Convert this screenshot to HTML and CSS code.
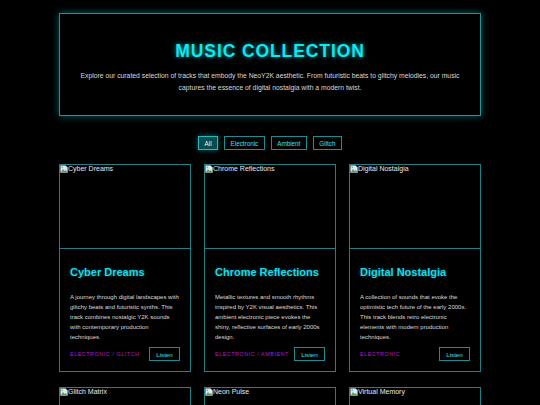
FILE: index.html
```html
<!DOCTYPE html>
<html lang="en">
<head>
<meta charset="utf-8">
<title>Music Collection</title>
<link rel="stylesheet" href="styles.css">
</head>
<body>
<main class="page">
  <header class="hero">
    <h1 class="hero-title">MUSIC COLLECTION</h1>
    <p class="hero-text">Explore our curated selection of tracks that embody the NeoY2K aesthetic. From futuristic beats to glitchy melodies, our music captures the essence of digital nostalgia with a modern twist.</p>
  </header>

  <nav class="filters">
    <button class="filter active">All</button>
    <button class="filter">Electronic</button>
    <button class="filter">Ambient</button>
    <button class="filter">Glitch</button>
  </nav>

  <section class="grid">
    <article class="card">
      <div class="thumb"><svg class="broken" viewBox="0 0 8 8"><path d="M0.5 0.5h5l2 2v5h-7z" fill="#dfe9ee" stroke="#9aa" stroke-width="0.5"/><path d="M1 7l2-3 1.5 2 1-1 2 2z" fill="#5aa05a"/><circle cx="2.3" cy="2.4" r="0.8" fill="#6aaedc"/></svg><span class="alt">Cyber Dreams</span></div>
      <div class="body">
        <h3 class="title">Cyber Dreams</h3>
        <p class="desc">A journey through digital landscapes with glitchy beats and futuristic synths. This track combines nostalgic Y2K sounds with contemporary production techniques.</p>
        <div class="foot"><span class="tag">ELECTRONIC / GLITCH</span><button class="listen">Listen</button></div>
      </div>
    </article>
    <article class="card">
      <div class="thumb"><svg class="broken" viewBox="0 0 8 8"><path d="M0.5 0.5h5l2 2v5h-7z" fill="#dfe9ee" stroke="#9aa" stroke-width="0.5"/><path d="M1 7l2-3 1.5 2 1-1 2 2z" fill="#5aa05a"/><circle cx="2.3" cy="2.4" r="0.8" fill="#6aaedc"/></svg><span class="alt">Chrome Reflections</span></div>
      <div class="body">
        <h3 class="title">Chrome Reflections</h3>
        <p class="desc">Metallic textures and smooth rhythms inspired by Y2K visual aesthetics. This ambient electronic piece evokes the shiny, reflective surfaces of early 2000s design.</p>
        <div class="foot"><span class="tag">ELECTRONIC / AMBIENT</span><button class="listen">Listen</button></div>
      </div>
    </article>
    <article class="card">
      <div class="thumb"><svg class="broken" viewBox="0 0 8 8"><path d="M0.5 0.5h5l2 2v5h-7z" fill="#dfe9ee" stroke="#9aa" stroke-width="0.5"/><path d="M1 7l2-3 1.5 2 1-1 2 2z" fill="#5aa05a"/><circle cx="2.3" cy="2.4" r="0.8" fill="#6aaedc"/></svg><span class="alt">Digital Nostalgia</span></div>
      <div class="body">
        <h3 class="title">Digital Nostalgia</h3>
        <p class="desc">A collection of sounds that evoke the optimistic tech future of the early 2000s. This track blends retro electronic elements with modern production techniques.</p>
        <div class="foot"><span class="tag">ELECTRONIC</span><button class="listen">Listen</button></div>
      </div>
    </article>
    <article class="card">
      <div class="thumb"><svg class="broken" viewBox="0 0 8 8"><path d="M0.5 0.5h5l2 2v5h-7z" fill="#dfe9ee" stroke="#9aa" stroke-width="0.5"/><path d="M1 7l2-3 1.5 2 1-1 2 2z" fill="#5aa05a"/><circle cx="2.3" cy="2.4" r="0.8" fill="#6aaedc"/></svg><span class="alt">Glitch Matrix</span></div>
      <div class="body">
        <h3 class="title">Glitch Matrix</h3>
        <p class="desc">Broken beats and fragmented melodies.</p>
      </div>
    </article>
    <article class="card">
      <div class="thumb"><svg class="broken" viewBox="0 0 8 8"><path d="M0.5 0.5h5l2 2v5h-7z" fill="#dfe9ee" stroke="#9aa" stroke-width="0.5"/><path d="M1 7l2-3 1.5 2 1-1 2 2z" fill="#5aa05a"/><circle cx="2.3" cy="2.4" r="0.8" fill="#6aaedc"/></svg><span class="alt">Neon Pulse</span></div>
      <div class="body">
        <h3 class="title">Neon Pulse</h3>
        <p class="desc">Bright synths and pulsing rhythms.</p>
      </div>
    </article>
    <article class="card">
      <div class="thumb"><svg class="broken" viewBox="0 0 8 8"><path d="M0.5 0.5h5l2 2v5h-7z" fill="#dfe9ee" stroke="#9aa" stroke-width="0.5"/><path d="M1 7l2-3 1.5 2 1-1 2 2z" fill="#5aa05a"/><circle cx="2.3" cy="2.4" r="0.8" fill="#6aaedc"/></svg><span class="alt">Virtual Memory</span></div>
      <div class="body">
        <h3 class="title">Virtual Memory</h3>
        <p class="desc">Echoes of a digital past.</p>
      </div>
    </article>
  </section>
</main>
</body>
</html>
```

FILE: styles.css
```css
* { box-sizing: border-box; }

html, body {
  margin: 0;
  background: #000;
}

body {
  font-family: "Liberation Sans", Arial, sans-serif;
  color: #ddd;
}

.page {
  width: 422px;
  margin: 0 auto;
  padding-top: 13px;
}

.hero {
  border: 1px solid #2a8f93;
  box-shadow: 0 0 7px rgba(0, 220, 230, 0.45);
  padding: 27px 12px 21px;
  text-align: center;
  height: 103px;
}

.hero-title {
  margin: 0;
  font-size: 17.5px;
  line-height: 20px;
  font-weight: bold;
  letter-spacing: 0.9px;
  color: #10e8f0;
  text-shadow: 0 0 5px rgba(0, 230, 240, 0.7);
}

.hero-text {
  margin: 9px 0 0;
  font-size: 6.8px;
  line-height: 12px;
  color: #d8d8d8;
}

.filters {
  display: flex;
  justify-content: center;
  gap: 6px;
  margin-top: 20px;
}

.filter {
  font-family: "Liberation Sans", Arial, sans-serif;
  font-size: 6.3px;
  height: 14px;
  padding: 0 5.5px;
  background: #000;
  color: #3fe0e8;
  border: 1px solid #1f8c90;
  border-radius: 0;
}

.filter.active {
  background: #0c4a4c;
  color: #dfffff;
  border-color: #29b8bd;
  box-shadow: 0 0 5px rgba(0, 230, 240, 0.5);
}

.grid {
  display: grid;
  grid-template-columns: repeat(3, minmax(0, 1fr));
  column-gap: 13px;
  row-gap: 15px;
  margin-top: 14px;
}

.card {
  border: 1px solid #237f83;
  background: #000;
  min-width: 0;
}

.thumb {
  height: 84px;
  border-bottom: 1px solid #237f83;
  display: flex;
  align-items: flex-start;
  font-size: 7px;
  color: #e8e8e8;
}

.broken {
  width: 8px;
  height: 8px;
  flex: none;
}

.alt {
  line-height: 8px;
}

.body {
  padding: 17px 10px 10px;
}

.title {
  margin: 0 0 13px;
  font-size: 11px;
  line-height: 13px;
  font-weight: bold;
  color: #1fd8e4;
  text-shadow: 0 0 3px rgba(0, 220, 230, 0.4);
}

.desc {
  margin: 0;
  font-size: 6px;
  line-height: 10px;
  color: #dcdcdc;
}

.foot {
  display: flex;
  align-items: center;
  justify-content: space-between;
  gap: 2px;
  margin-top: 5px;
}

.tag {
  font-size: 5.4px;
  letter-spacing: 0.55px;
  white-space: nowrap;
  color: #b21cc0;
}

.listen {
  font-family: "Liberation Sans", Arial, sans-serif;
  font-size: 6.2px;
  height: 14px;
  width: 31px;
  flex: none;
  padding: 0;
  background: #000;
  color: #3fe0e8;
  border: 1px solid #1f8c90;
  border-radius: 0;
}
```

::::::::::

## Set exercise:
Write out every line above exactly as it is, leaving out the pictures.

## Output of the task:
Convert this screenshot to HTML and CSS code.
FILE: index.html
```html
<!DOCTYPE html>
<html lang="en">
<head>
<meta charset="utf-8">
<title>Music Collection</title>
<link rel="stylesheet" href="styles.css">
</head>
<body>
<main class="page">
  <header class="hero">
    <h1 class="hero-title">MUSIC COLLECTION</h1>
    <p class="hero-text">Explore our curated selection of tracks that embody the NeoY2K aesthetic. From futuristic beats to glitchy melodies, our music captures the essence of digital nostalgia with a modern twist.</p>
  </header>

  <nav class="filters">
    <button class="filter active">All</button>
    <button class="filter">Electronic</button>
    <button class="filter">Ambient</button>
    <button class="filter">Glitch</button>
  </nav>

  <section class="grid">
    <article class="card">
      <div class="thumb"><svg class="broken" viewBox="0 0 8 8"><path d="M0.5 0.5h5l2 2v5h-7z" fill="#dfe9ee" stroke="#9aa" stroke-width="0.5"/><path d="M1 7l2-3 1.5 2 1-1 2 2z" fill="#5aa05a"/><circle cx="2.3" cy="2.4" r="0.8" fill="#6aaedc"/></svg><span class="alt">Cyber Dreams</span></div>
      <div class="body">
        <h3 class="title">Cyber Dreams</h3>
        <p class="desc">A journey through digital landscapes with glitchy beats and futuristic synths. This track combines nostalgic Y2K sounds with contemporary production techniques.</p>
        <div class="foot"><span class="tag">ELECTRONIC / GLITCH</span><button class="listen">Listen</button></div>
      </div>
    </article>
    <article class="card">
      <div class="thumb"><svg class="broken" viewBox="0 0 8 8"><path d="M0.5 0.5h5l2 2v5h-7z" fill="#dfe9ee" stroke="#9aa" stroke-width="0.5"/><path d="M1 7l2-3 1.5 2 1-1 2 2z" fill="#5aa05a"/><circle cx="2.3" cy="2.4" r="0.8" fill="#6aaedc"/></svg><span class="alt">Chrome Reflections</span></div>
      <div class="body">
        <h3 class="title">Chrome Reflections</h3>
        <p class="desc">Metallic textures and smooth rhythms inspired by Y2K visual aesthetics. This ambient electronic piece evokes the shiny, reflective surfaces of early 2000s design.</p>
        <div class="foot"><span class="tag">ELECTRONIC / AMBIENT</span><button class="listen">Listen</button></div>
      </div>
    </article>
    <article class="card">
      <div class="thumb"><svg class="broken" viewBox="0 0 8 8"><path d="M0.5 0.5h5l2 2v5h-7z" fill="#dfe9ee" stroke="#9aa" stroke-width="0.5"/><path d="M1 7l2-3 1.5 2 1-1 2 2z" fill="#5aa05a"/><circle cx="2.3" cy="2.4" r="0.8" fill="#6aaedc"/></svg><span class="alt">Digital Nostalgia</span></div>
      <div class="body">
        <h3 class="title">Digital Nostalgia</h3>
        <p class="desc">A collection of sounds that evoke the optimistic tech future of the early 2000s. This track blends retro electronic elements with modern production techniques.</p>
        <div class="foot"><span class="tag">ELECTRONIC</span><button class="listen">Listen</button></div>
      </div>
    </article>
    <article class="card">
      <div class="thumb"><svg class="broken" viewBox="0 0 8 8"><path d="M0.5 0.5h5l2 2v5h-7z" fill="#dfe9ee" stroke="#9aa" stroke-width="0.5"/><path d="M1 7l2-3 1.5 2 1-1 2 2z" fill="#5aa05a"/><circle cx="2.3" cy="2.4" r="0.8" fill="#6aaedc"/></svg><span class="alt">Glitch Matrix</span></div>
      <div class="body">
        <h3 class="title">Glitch Matrix</h3>
        <p class="desc">Broken beats and fragmented melodies.</p>
      </div>
    </article>
    <article class="card">
      <div class="thumb"><svg class="broken" viewBox="0 0 8 8"><path d="M0.5 0.5h5l2 2v5h-7z" fill="#dfe9ee" stroke="#9aa" stroke-width="0.5"/><path d="M1 7l2-3 1.5 2 1-1 2 2z" fill="#5aa05a"/><circle cx="2.3" cy="2.4" r="0.8" fill="#6aaedc"/></svg><span class="alt">Neon Pulse</span></div>
      <div class="body">
        <h3 class="title">Neon Pulse</h3>
        <p class="desc">Bright synths and pulsing rhythms.</p>
      </div>
    </article>
    <article class="card">
      <div class="thumb"><svg class="broken" viewBox="0 0 8 8"><path d="M0.5 0.5h5l2 2v5h-7z" fill="#dfe9ee" stroke="#9aa" stroke-width="0.5"/><path d="M1 7l2-3 1.5 2 1-1 2 2z" fill="#5aa05a"/><circle cx="2.3" cy="2.4" r="0.8" fill="#6aaedc"/></svg><span class="alt">Virtual Memory</span></div>
      <div class="body">
        <h3 class="title">Virtual Memory</h3>
        <p class="desc">Echoes of a digital past.</p>
      </div>
    </article>
  </section>
</main>
</body>
</html>
```

FILE: styles.css
```css
* { box-sizing: border-box; }

html, body {
  margin: 0;
  background: #000;
}

body {
  font-family: "Liberation Sans", Arial, sans-serif;
  color: #ddd;
}

.page {
  width: 422px;
  margin: 0 auto;
  padding-top: 13px;
}

.hero {
  border: 1px solid #2a8f93;
  box-shadow: 0 0 7px rgba(0, 220, 230, 0.45);
  padding: 27px 12px 21px;
  text-align: center;
  height: 103px;
}

.hero-title {
  margin: 0;
  font-size: 17.5px;
  line-height: 20px;
  font-weight: bold;
  letter-spacing: 0.9px;
  color: #10e8f0;
  text-shadow: 0 0 5px rgba(0, 230, 240, 0.7);
}

.hero-text {
  margin: 9px 0 0;
  font-size: 6.8px;
  line-height: 12px;
  color: #d8d8d8;
}

.filters {
  display: flex;
  justify-content: center;
  gap: 6px;
  margin-top: 20px;
}

.filter {
  font-family: "Liberation Sans", Arial, sans-serif;
  font-size: 6.3px;
  height: 14px;
  padding: 0 5.5px;
  background: #000;
  color: #3fe0e8;
  border: 1px solid #1f8c90;
  border-radius: 0;
}

.filter.active {
  background: #0c4a4c;
  color: #dfffff;
  border-color: #29b8bd;
  box-shadow: 0 0 5px rgba(0, 230, 240, 0.5);
}

.grid {
  display: grid;
  grid-template-columns: repeat(3, minmax(0, 1fr));
  column-gap: 13px;
  row-gap: 15px;
  margin-top: 14px;
}

.card {
  border: 1px solid #237f83;
  background: #000;
  min-width: 0;
}

.thumb {
  height: 84px;
  border-bottom: 1px solid #237f83;
  display: flex;
  align-items: flex-start;
  font-size: 7px;
  color: #e8e8e8;
}

.broken {
  width: 8px;
  height: 8px;
  flex: none;
}

.alt {
  line-height: 8px;
}

.body {
  padding: 17px 10px 10px;
}

.title {
  margin: 0 0 13px;
  font-size: 11px;
  line-height: 13px;
  font-weight: bold;
  color: #1fd8e4;
  text-shadow: 0 0 3px rgba(0, 220, 230, 0.4);
}

.desc {
  margin: 0;
  font-size: 6px;
  line-height: 10px;
  color: #dcdcdc;
}

.foot {
  display: flex;
  align-items: center;
  justify-content: space-between;
  gap: 2px;
  margin-top: 5px;
}

.tag {
  font-size: 5.4px;
  letter-spacing: 0.55px;
  white-space: nowrap;
  color: #b21cc0;
}

.listen {
  font-family: "Liberation Sans", Arial, sans-serif;
  font-size: 6.2px;
  height: 14px;
  width: 31px;
  flex: none;
  padding: 0;
  background: #000;
  color: #3fe0e8;
  border: 1px solid #1f8c90;
  border-radius: 0;
}
```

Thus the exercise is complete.